The L2MuonProducer that produced the Track and TrackExtra collections declares first the production of the Track collection and then the TrackExtra collection https://github.com/cms-sw/cmssw/blob/2af4be6bb84338820c8d181f4d5dc4f4a5e61dee/RecoMuon/L2MuonProducer/plugins/L2MuonProducer.cc#L114-L117 and Track objects hold Refs to the TrackExtra. Downstream modules consume only the Track collection. The order of produces() declarations dictates the order where Event::commit_aux() moves the products into the EventPrincipal (and to the corresponding ProductResolvers) after the EDProducer::produce() has successfully finished. When a scheduled module puts a product in a ProductResolver, the consumers of that product become eligible to run (unless some other product they depend on have not yet been produced) https://github.com/cms-sw/cmssw/blob/2af4be6bb84338820c8d181f4d5dc4f4a5e61dee/FWCore/Framework/src/ProductResolvers.cc#L433-L439

This means that the following can happen

  1. the Track collection is put in the ProductResolver (during the end of hltL2Muons module's produce)
  2. a consumer of that Track collection (e.g. hltIterL3OISeedsFromL2MuonsNoVtx) gets run by another thread
    • the other thread must have nothing else to do in order to steal a task from the thread still running hltL2Muons
  3. the operating system pauses the thread running the hltL2Muons
  4. the consumer calls a method Track that de-references the TrackExtraRef, but the TrackExtra collection is not in the corresponding ProductResolver yet
  5. the hltL2Muons puts the TrackExtra collection into the ProductResolver, but the job is going to terminate

A quick workaround (which I'm going to prepare) is to declare first the production of TrackExtra collection and only then the Track collection.
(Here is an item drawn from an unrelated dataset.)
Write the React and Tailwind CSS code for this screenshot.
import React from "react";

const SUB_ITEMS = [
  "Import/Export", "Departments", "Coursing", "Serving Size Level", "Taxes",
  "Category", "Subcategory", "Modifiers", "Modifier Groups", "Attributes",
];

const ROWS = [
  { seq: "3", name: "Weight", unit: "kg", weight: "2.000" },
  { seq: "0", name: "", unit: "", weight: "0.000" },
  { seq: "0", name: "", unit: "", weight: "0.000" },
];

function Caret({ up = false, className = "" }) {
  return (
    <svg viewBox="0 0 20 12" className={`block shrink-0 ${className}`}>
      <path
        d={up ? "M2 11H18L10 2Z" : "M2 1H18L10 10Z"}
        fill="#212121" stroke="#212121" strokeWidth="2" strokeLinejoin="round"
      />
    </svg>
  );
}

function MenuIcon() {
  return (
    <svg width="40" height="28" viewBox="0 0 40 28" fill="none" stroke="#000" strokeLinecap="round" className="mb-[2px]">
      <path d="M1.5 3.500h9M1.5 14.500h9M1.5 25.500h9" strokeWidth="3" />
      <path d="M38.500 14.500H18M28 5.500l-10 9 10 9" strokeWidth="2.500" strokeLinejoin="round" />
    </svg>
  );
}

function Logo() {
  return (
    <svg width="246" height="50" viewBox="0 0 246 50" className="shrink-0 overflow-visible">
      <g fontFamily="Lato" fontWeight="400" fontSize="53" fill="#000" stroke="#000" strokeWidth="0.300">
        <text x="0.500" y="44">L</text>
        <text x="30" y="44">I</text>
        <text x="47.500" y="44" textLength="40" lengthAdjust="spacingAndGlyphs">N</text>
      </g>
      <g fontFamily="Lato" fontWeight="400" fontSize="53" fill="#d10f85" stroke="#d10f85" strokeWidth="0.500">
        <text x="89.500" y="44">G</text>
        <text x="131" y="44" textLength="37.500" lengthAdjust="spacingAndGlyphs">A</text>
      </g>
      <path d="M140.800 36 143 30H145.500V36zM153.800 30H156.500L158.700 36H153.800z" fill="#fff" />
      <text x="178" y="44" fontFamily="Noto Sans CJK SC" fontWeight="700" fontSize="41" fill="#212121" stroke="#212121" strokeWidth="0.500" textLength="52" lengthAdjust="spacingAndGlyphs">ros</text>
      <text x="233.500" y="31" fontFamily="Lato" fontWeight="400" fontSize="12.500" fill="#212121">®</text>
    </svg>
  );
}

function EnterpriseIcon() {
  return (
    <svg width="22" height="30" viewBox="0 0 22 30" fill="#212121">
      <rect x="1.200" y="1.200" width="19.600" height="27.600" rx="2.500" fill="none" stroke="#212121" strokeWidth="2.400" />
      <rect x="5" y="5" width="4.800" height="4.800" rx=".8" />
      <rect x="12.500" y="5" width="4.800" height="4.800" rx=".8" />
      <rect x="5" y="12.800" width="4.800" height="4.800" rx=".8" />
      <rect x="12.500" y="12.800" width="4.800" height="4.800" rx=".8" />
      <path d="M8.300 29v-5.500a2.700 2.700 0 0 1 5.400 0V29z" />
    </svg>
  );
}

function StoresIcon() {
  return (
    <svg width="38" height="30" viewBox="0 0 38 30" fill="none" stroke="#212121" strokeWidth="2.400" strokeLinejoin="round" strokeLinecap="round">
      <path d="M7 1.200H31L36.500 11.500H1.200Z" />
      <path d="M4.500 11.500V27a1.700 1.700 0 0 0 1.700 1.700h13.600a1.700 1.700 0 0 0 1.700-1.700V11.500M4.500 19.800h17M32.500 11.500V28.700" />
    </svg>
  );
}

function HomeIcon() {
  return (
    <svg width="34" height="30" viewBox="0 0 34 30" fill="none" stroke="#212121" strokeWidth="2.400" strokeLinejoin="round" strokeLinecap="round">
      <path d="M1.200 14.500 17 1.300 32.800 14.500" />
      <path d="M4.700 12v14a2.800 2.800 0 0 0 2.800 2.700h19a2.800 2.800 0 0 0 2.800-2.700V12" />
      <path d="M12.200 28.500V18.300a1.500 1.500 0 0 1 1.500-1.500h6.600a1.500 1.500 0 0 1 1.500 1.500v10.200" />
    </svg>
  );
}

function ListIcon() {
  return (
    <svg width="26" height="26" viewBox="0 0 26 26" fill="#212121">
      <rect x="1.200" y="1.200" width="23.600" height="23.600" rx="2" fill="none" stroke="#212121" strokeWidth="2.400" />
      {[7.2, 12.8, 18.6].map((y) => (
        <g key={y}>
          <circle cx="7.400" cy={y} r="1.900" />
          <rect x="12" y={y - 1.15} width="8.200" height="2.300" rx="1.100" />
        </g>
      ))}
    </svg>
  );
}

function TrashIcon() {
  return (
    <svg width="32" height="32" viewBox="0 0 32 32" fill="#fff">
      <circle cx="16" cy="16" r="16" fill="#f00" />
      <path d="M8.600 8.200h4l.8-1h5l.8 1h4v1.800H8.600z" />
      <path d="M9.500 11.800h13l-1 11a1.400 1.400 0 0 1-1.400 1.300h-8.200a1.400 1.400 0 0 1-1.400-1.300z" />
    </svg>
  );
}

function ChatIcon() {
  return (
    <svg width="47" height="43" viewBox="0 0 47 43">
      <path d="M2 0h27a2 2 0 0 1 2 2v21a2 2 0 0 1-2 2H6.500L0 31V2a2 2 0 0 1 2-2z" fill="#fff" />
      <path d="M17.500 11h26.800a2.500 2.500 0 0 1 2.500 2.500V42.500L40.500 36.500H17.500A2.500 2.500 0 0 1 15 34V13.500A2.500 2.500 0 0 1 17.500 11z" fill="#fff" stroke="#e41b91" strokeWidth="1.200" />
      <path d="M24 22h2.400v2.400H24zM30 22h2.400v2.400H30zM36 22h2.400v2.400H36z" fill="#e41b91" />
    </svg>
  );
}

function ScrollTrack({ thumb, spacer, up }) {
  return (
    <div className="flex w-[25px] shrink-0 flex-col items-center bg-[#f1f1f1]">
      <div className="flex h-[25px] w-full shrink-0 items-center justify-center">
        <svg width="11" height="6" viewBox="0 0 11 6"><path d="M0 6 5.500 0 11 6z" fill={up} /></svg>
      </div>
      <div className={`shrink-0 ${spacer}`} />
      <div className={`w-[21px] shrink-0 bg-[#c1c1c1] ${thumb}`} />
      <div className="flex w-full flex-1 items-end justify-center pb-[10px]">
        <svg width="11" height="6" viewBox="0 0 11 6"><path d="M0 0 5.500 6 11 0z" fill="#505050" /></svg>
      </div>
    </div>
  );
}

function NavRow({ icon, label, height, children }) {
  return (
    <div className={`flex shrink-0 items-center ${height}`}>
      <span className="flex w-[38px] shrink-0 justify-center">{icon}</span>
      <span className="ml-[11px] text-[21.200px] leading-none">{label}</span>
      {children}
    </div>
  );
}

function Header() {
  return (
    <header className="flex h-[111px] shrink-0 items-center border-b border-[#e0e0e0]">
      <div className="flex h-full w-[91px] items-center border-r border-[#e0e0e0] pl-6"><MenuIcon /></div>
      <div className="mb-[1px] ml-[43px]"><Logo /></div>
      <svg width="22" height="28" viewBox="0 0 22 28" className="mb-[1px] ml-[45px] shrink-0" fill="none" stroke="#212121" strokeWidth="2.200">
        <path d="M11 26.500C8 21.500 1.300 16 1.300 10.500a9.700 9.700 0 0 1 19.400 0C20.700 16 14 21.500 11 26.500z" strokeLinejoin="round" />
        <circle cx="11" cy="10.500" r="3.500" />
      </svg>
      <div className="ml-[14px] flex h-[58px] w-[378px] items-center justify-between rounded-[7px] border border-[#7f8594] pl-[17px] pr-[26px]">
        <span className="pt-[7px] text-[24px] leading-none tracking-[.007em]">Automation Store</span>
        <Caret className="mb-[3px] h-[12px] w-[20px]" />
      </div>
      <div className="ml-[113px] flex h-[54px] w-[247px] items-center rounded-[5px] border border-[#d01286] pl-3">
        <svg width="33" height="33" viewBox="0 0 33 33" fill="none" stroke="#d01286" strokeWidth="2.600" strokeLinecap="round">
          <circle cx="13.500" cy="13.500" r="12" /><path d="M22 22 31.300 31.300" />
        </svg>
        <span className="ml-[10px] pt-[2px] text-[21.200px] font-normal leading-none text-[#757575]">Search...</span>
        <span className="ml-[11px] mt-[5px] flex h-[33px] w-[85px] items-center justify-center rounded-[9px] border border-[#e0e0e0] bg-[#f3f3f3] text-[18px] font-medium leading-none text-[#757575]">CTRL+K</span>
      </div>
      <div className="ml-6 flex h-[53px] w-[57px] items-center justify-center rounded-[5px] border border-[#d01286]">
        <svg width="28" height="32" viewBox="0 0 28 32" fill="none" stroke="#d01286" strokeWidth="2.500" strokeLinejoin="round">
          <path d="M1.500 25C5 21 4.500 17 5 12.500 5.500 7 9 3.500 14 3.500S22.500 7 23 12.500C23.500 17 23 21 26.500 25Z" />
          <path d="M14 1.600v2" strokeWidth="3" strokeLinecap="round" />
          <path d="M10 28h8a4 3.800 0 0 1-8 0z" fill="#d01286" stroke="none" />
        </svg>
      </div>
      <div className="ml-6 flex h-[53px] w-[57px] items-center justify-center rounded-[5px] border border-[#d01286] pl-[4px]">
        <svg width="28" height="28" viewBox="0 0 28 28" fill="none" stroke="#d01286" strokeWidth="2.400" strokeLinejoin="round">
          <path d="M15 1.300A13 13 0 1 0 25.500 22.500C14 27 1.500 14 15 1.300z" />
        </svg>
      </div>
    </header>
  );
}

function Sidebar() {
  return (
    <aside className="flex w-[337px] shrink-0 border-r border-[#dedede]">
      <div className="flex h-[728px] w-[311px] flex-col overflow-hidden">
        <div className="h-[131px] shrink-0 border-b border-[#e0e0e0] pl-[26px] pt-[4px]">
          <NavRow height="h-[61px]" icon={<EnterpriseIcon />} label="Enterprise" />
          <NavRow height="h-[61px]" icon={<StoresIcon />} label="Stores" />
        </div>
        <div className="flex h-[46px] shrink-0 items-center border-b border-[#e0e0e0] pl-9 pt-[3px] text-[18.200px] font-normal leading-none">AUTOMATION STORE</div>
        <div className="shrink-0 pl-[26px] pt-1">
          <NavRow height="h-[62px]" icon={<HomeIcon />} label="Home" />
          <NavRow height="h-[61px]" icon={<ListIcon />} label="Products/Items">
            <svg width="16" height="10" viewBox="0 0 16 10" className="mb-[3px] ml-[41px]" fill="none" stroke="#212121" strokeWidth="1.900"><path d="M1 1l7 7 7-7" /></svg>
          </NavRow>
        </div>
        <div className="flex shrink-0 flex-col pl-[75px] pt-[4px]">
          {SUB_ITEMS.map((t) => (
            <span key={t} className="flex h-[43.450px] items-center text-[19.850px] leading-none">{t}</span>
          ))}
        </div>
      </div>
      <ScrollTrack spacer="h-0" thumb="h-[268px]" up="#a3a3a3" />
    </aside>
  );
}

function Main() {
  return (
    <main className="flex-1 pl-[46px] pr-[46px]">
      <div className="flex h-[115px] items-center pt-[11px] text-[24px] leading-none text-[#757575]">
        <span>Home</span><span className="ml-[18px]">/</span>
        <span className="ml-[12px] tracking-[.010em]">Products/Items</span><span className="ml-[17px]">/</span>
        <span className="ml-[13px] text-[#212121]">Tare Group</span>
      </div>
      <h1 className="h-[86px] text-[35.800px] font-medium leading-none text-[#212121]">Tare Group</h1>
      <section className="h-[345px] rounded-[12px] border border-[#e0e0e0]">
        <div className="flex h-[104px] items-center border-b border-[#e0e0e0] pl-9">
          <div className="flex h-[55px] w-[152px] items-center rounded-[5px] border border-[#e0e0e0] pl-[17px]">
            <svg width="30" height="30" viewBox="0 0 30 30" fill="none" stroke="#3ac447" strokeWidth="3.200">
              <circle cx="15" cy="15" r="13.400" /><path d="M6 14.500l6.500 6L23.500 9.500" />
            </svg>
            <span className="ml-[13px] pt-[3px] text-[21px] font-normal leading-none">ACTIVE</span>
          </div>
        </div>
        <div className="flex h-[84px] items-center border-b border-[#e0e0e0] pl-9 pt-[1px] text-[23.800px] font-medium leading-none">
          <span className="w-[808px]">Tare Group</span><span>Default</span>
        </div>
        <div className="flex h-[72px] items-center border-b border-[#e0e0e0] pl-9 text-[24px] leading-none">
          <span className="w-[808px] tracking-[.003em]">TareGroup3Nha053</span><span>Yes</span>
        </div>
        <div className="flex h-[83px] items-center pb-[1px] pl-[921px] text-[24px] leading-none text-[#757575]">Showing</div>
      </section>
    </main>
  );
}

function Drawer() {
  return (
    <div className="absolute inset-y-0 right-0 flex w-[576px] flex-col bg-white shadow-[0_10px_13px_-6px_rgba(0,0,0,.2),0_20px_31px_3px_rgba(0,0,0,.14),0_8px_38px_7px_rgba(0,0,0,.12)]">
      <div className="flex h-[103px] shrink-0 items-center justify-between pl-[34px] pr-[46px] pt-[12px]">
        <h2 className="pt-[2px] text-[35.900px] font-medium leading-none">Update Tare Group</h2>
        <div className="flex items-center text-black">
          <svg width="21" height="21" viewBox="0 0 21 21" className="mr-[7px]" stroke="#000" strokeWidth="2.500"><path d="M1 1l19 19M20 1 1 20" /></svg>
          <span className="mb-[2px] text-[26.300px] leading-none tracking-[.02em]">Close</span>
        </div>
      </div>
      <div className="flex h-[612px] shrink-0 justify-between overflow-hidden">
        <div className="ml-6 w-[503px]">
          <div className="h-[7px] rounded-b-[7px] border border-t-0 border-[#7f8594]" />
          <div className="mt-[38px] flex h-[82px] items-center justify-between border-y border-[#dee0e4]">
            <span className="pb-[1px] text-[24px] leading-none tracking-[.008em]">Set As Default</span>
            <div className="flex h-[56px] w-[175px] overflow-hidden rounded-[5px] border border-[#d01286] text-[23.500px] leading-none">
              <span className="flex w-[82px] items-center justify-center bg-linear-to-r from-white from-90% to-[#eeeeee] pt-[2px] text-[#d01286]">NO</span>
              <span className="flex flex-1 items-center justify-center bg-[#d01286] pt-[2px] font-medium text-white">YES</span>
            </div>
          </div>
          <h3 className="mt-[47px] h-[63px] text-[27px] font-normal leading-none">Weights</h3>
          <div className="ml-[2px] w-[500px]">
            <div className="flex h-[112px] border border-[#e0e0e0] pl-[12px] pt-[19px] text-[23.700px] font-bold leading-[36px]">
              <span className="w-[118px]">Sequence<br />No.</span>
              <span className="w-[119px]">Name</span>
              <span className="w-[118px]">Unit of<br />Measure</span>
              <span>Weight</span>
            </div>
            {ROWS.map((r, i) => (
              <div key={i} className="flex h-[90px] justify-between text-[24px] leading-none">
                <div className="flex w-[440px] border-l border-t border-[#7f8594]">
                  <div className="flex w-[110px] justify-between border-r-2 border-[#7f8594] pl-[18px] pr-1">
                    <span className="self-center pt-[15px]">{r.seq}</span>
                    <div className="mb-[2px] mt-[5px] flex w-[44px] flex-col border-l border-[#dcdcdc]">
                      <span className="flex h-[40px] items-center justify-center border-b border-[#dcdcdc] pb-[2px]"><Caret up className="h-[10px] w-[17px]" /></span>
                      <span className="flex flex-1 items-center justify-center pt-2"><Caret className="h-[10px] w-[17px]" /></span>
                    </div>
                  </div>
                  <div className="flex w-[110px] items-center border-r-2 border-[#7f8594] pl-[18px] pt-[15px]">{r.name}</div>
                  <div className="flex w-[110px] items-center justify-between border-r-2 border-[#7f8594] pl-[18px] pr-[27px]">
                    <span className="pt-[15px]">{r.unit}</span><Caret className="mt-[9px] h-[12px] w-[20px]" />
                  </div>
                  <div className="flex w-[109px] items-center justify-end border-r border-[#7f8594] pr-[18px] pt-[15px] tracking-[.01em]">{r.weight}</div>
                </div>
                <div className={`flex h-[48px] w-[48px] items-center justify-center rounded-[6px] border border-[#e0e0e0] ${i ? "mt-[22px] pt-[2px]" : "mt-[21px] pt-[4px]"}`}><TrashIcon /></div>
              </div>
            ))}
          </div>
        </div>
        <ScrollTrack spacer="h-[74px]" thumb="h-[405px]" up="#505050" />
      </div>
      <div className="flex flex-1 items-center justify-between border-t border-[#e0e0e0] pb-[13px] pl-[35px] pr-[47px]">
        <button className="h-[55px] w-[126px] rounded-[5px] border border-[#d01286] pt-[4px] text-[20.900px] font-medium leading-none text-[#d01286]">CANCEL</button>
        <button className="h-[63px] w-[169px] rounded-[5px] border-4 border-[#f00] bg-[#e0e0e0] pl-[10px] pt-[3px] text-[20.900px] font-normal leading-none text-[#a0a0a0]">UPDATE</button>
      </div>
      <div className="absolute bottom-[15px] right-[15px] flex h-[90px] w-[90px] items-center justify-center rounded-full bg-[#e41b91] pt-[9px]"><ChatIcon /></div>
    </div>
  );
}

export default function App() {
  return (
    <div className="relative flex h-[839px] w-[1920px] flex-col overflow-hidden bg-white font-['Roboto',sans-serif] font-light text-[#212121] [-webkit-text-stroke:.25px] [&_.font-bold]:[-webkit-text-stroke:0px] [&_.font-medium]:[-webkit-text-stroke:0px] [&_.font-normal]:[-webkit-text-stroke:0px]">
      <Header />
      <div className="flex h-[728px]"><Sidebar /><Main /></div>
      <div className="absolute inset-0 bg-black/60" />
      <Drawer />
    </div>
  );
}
We will need some time to think for a more general solution (I'd guess the TrackExtra is not the only collection type we have that is only referenced-to by other products without explicit consumption).

As far as I can tell, unscheduled modules are not affected, because for them the product insertion into ProductResolver does not impact module scheduling. Instead, upon prefetch a task that releases all the modules consuming that product is inserted into the WaitingTaskList of the Worker producing the product. https://github.com/cms-sw/cmssw/blob/2af4be6bb84338820c8d181f4d5dc4f4a5e61dee/FWCore/Framework/src/ProductResolvers.cc#L468-L515

makortel avatar Aug 25 '22 19:08 makortel

A quick workaround (which I'm going to prepare) is to declare first the production of TrackExtra collection and only then the Track collection.

The PR is here #39201. I limited to modules that I easily saw were being used in the HLT.

makortel avatar Aug 25 '22 20:08 makortel

I was able to reproduce the exception with the "Run-357442" by adding a 1-second sleep between the iterations of the loop https://github.com/cms-sw/cmssw/blob/d21a67ba82ceab762e54b1529b8da55c874d528e/FWCore/Framework/src/Event.cc#L220-L229 for the hltL2Muons module (running with 1 stream and 4 threads).

I tested the mitigation in #39201 with this setup, and the test job succeeded. Of course this test does not imply that there couldn't be some other module(s), or other pairs of similar data products that could cause this problem to show up.

makortel avatar Aug 26 '22 17:08 makortel

I think I have a proper fix in #39245. At least it works with the "reproducer" in https://github.com/cms-sw/cmssw/issues/39064#issuecomment-1228755900 .

makortel avatar Aug 29 '22 20:08 makortel

https://github.com/cms-sw/cmssw/pull/39245 converged. I also made backports to 12_4_X and 12_5_X in #39484 and #39485.

makortel avatar Sep 23 '22 01:09 makortel

+hlt

Thanks @makortel

missirol avatar Sep 23 '22 07:09 missirol

+core

makortel avatar Sep 23 '22 13:09 makortel

This issue is fully signed and ready to be closed.

cmsbuild avatar Sep 23 '22 13:09 cmsbuild